On a day that begins like any other, Hal receives a mysterious letter bequeathing her a substantial inheritance. She realizes very quickly that the letter was sent to the wrong person—but also that the cold-reading skills she’s honed as a tarot card reader might help her claim the money
Soon, Hal finds herself at the funeral of the deceased…where it dawns on her that there is something very, very wrong about this strange situation and the inheritance at the center of it.
Title: The Death of Mrs. Westaway
Author: Ruth Ware
Publisher: Gallery/Scout Press
Release Date: May 29th, 2018
*ARC provided by the publisher via Netgalley in exchange for an honest review.
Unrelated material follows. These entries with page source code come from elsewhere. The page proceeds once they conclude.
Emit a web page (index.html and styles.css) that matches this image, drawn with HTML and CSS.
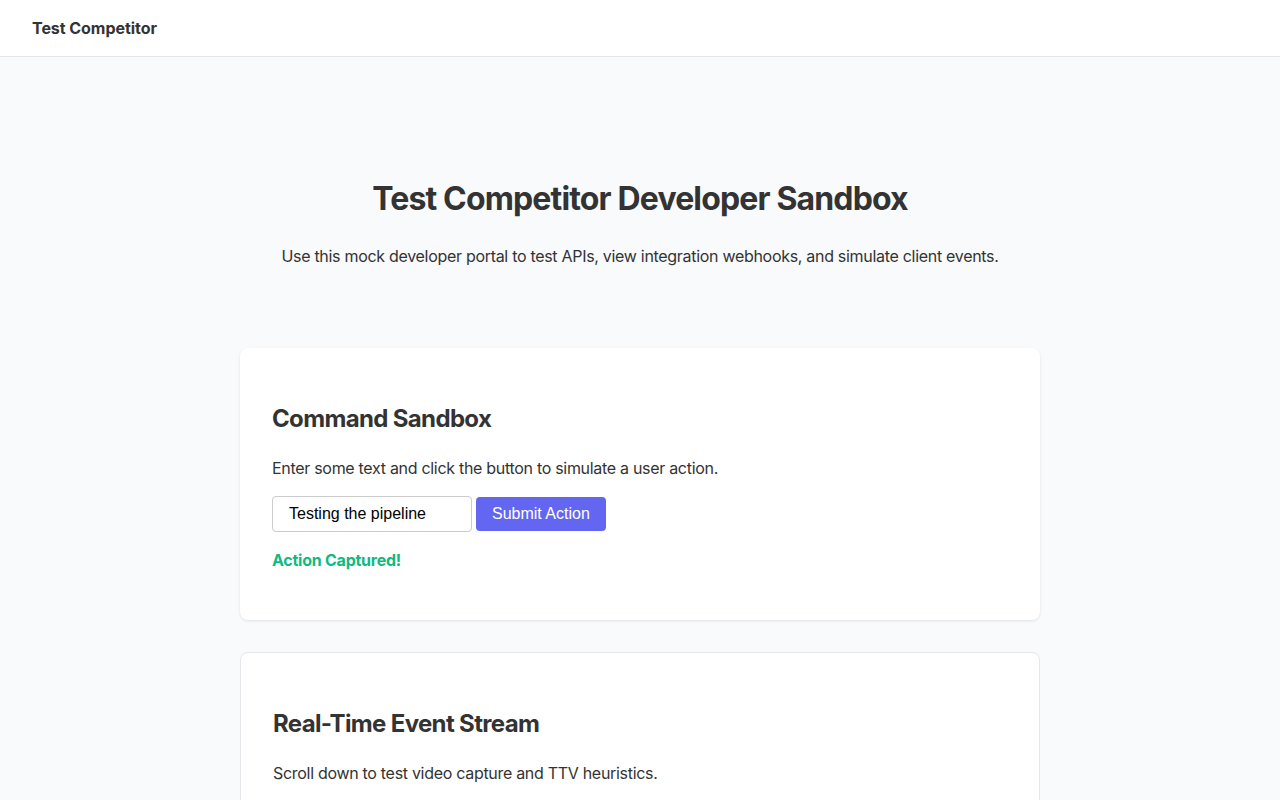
FILE: index.html
```html
<!DOCTYPE html>
<html lang="en">
<head>
<meta charset="utf-8">
<title>Test Competitor Developer Sandbox</title>
<link rel="stylesheet" href="styles.css">
</head>
<body>
<header class="topbar">
  <div class="brand">Test Competitor</div>
</header>
<main class="main">
  <section class="hero">
    <h1 class="hero-title">Test Competitor Developer Sandbox</h1>
    <p class="hero-text">Use this mock developer portal to test APIs, view integration webhooks, and simulate client events.</p>
  </section>
  <section class="card card-shadow">
    <h2 class="card-title">Command Sandbox</h2>
    <p class="card-text">Enter some text and click the button to simulate a user action.</p>
    <div class="form-row">
      <input class="text-input" type="text" value="Testing the pipeline">
      <button class="btn" type="button">Submit Action</button>
    </div>
    <p class="status">Action Captured!</p>
  </section>
  <section class="card card-border">
    <h2 class="card-title">Real-Time Event Stream</h2>
    <p class="card-text">Scroll down to test video capture and TTV heuristics.</p>
    <div class="stream-space"></div>
  </section>
</main>
</body>
</html>
```

FILE: styles.css
```css
* { box-sizing: border-box; }
html, body { margin: 0; padding: 0; }
body {
  background: #f9fafb;
  color: #333333;
  font-family: Inter, "Noto Sans", "Liberation Sans", sans-serif;
  font-size: 16px;
  line-height: 1.5;
  letter-spacing: -0.3px;
}
.topbar {
  height: 57px;
  background: #ffffff;
  border-bottom: 1px solid #e5e7eb;
  display: flex;
  align-items: center;
  padding: 0 32px;
}
.brand {
  font-weight: 700;
  font-size: 16px;
  line-height: 24px;
  padding-bottom: 1px;
  letter-spacing: -0.05px;
}
.main {
  width: 800px;
  margin: 0 auto;
  padding-bottom: 64px;
}
.hero {
  padding-top: 123px;
  padding-bottom: 80px;
  text-align: center;
}
.hero-title {
  margin: 0 0 26px;
  font-size: 32px;
  line-height: 38px;
  font-weight: 700;
  letter-spacing: -0.85px;
}
.hero-text {
  margin: 0;
  font-size: 16px;
  line-height: 24px;
}
.card {
  background: #ffffff;
  border-radius: 8px;
  padding: 32px;
  margin-bottom: 32px;
}
.card-shadow {
  box-shadow: 0 1px 3px rgba(0, 0, 0, 0.1);
}
.card-border {
  border: 1px solid #e5e7eb;
}
.card-title {
  margin: 25px 0 23px;
  font-size: 24px;
  line-height: 28px;
  font-weight: 700;
  letter-spacing: -0.65px;
}
.card-text {
  margin: 0 0 16px;
  line-height: 24px;
}
.form-row {
  display: flex;
  gap: 4px;
  align-items: center;
}
.text-input {
  width: 200px;
  height: 36px;
  padding: 8px 16px;
  border: 1px solid #cccccc;
  border-radius: 4px;
  font-family: "Liberation Sans", Arial, sans-serif;
  font-size: 16px;
  letter-spacing: normal;
  color: #000000;
  background: #ffffff;
}
.btn {
  height: 34px;
  padding: 0 16px;
  border: none;
  border-radius: 4px;
  background: #6366f1;
  color: #ffffff;
  font-family: "Liberation Sans", Arial, sans-serif;
  font-size: 16px;
  letter-spacing: normal;
  cursor: pointer;
}
.status {
  margin: 16px 0 16px;
  color: #10b981;
  font-weight: 700;
  line-height: 24px;
  letter-spacing: -0.25px;
}
.stream-space {
  height: 400px;
}
```
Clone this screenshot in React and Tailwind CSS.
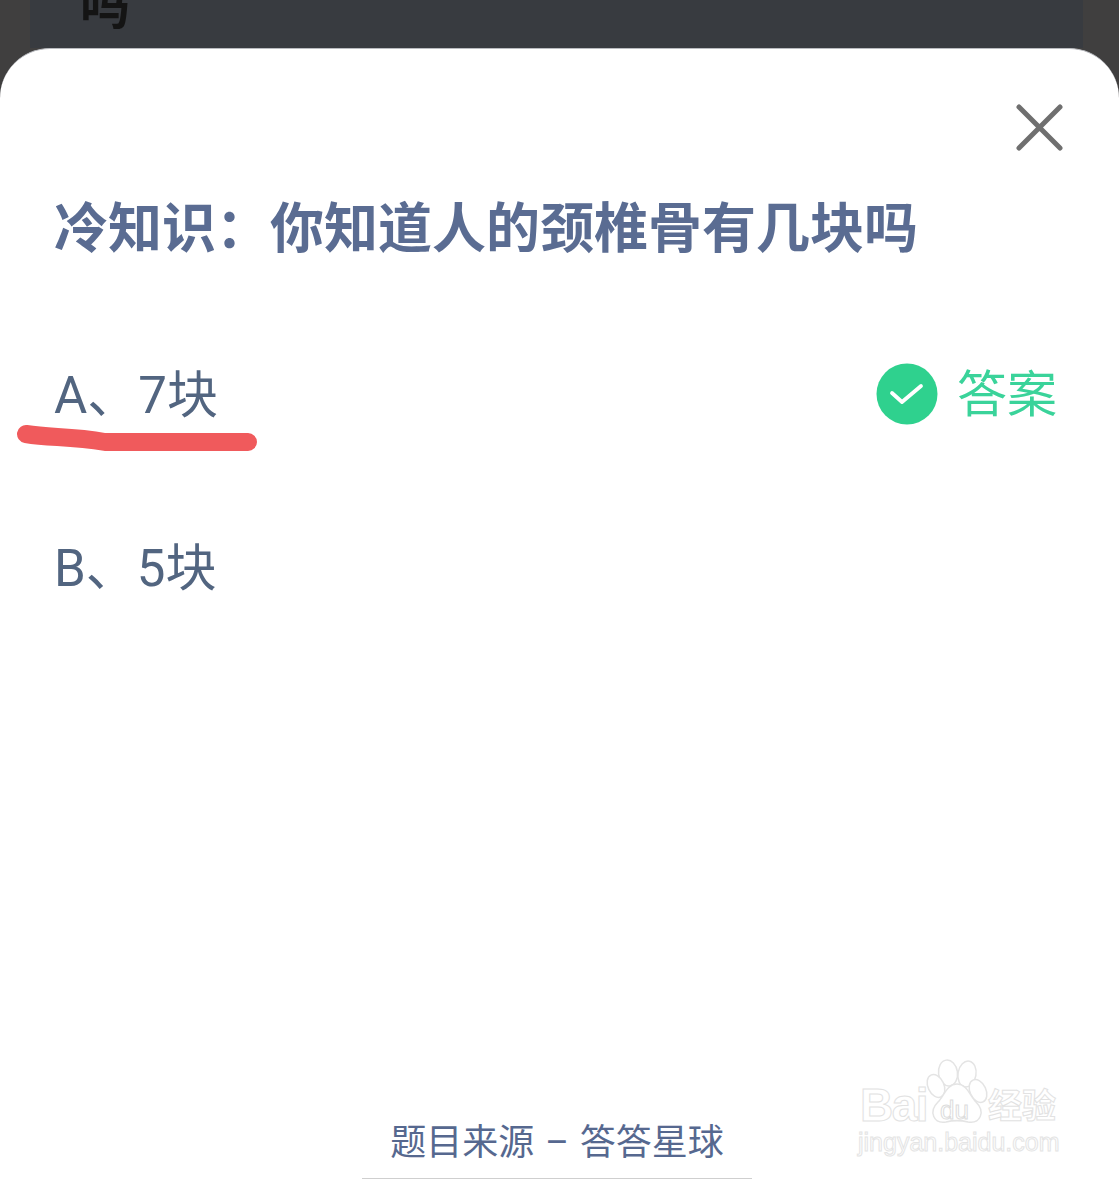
import React from 'react';

const cjk = { fontFamily: 'Roboto, "Noto Sans CJK SC", "Noto Sans", sans-serif' };
const latin = { fontFamily: '"Liberation Sans", sans-serif' };

function CloseIcon() {
  return (
    <svg width="48" height="48" viewBox="0 0 48 48" fill="none" stroke="#6f6f6f" strokeWidth="5" strokeLinecap="round">
      <path d="M3 3 L44 44 M44 3 L3 44" />
    </svg>
  );
}

function CheckBadge() {
  return (
    <svg width="62" height="62" viewBox="0 0 62 62">
      <circle cx="31" cy="31" r="30.5" fill="#2fd18e" />
      <path d="M16 30 L26 39 L45 23" fill="none" stroke="#ffffff" strokeWidth="3.8" strokeLinecap="round" strokeLinejoin="round" />
    </svg>
  );
}

function Watermark() {
  return (
    <div className="absolute left-[858px] top-[1058px] w-[210px] h-[100px] select-none">
      <svg className="absolute left-[0px] top-[0px]" width="210" height="70" viewBox="0 0 210 70" fill="#ffffff" stroke="#e4e4e4" strokeWidth="1.5">
        <ellipse cx="90" cy="15" rx="9.5" ry="13" transform="rotate(-8 90 15)" />
        <ellipse cx="109" cy="16" rx="9" ry="13" transform="rotate(10 109 16)" />
        <ellipse cx="78" cy="28" rx="8" ry="12" transform="rotate(-25 78 28)" />
        <ellipse cx="120" cy="33" rx="8" ry="12" transform="rotate(-25 120 33)" />
        <path d="M99 26 C89 26 86 38 80 44 C70 54 76 66 88 64 C96 62 102 62 110 64 C122 66 128 54 118 44 C112 38 109 26 99 26 Z" />
      </svg>
      <span className="absolute left-[2px] top-[22px] text-[46px] leading-[50px] font-bold tracking-[-1.5px] text-transparent [-webkit-text-stroke:1px_#e2e2e2]" style={latin}>
        Bai
      </span>
      <span className="absolute left-[82px] top-[38px] text-[26px] leading-[28px] text-transparent [-webkit-text-stroke:1px_#dcdcdc]" style={latin}>
        du
      </span>
      <span className="absolute left-[130px] top-[26px] text-[34px] leading-[44px] font-bold text-transparent [-webkit-text-stroke:1px_#e2e2e2]" style={cjk}>
        经验
      </span>
      <span className="absolute left-[0px] top-[71px] text-[25px] leading-[26px] text-transparent [-webkit-text-stroke:1px_#e4e4e4]" style={latin}>
        jingyan.baidu.com
      </span>
    </div>
  );
}

export default function App() {
  return (
    <div className="relative h-[1179px] w-[1119px] overflow-hidden flex flex-col bg-[#403f3f]" style={cjk}>
      {/* dimmed page behind the sheet */}
      <div className="h-[48px] ml-[30px] mr-[36px] bg-[#383b40] overflow-hidden shrink-0">
        <div className="pl-[50px] -mt-[23px] text-[50px] leading-[60px] font-bold text-[#141414]">吗</div>
      </div>

      {/* bottom sheet */}
      <div className="flex-1 bg-white rounded-t-[50px] flex flex-col border-t border-[#b9bbc0]">
        <div className="flex justify-end pt-[55px] pr-[55px] h-[103px] shrink-0">
          <CloseIcon />
        </div>

        <h1 className="pl-[54px] mt-[48px] text-[54px] leading-[60px] font-bold text-[#5a6c92] whitespace-nowrap">
          冷知识：你知道人的颈椎骨有几块吗
        </h1>

        <div className="mt-[104px] pl-[54px] pr-[62px] h-[60px] flex items-center justify-between text-[51px] leading-[60px] text-[#526580]">
          <span className="mt-[4px]">A、7块</span>
          <div className="flex items-center gap-[19px]">
            <CheckBadge />
            <span className="text-[50px] text-[#3ad39a] mt-[2px]">答案</span>
          </div>
        </div>

        <div className="mt-[114px] pl-[54px] h-[60px] flex items-center text-[51px] leading-[60px] text-[#526580]">
          <span className="mt-[2px]">B、5块</span>
        </div>

        <div className="mt-auto pr-[5px] flex flex-col items-center">
          <div className="text-[36px] leading-[44px] text-[#56688f] whitespace-nowrap [word-spacing:2px]">题目来源 – 答答星球</div>
          <div className="mt-[13px] w-[390px] h-[1px] bg-[#cfcfcf]" />
        </div>
      </div>

      {/* hand drawn underline on top of the screenshot */}
      <svg className="absolute left-[0px] top-[421px]" width="270" height="40" viewBox="0 0 270 40" fill="none">
        <path d="M26 13 C50 17 70 15 105 21 L248 21" stroke="#f05a5c" strokeWidth="18" strokeLinecap="round" strokeLinejoin="round" />
      </svg>

      <Watermark />
    </div>
  );
}
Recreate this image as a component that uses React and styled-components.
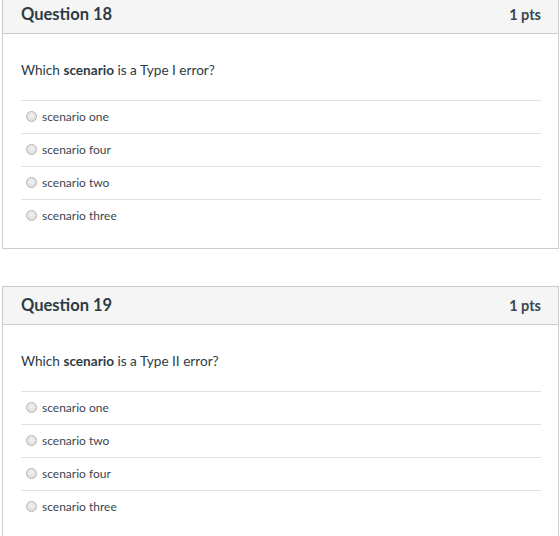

This is my second Ruth Ware book, and I’m starting to think she may be becoming the queen of the mystery/thriller genre.
Harriet (Hal) Westaway finds out that she will be receiving a legacy from her wealthy grandmother who has just recently passed. Hal has never met this grandmother, and after some digging, finds out that she is not the right person. Still, desperate times call for desperate measures, and with piling bills and looming threats from a loan shark, Hal decides to pretend. She goes to the funeral and meets Mrs. Westaway’s three sons, all the while pretending to be the daughter of their estranged sister. Soon, she discovers that everything is not as it seems at Trepassen House, and finding out the truth may be more important than money.
Admittedly, it took some time for me to get into this book. The writing is phenomenal and the beginning was definitely interesting, but it is a slow-build book that only increases in tension the further along you get. There is an overwhelming sense of wrongness throughout the entire story, and the creepy, eerie descriptions only add to the foreboding atmosphere. You will sense that something the story is building to something big, and can I just say, you will not be disappointed. The story changed for me at around the 60% mark, and from that point on, I could not peel my eyes from the pages.
I was guessing every character’s motive. It was impossible to tell who to trust. Who is lying, and who is telling the truth? Truth and lies is a major theme of this book, and one that comes full circle. The chapters are interspersed with occasional diary entries from Hal’s mother, which gives you just enough insight to draw your own conclusions but not enough to give any sort of clarity.
I loved the tarot card readings and the way that the cards were used to predict and symbolize aspects of the story. I also liked that Hal never put too much stock in the cards, but rather used them to give herself and others the opportunity to find their own answers. Hal is a great main character. She’s strong, brave, and intuitive, and I enjoyed witnessing the story unfold through her eyes.
All in all, a great read. I didn’t know how much I needed a good mystery novel until I had this one in my hands. I look forward to reading more Ruth Ware books in the future!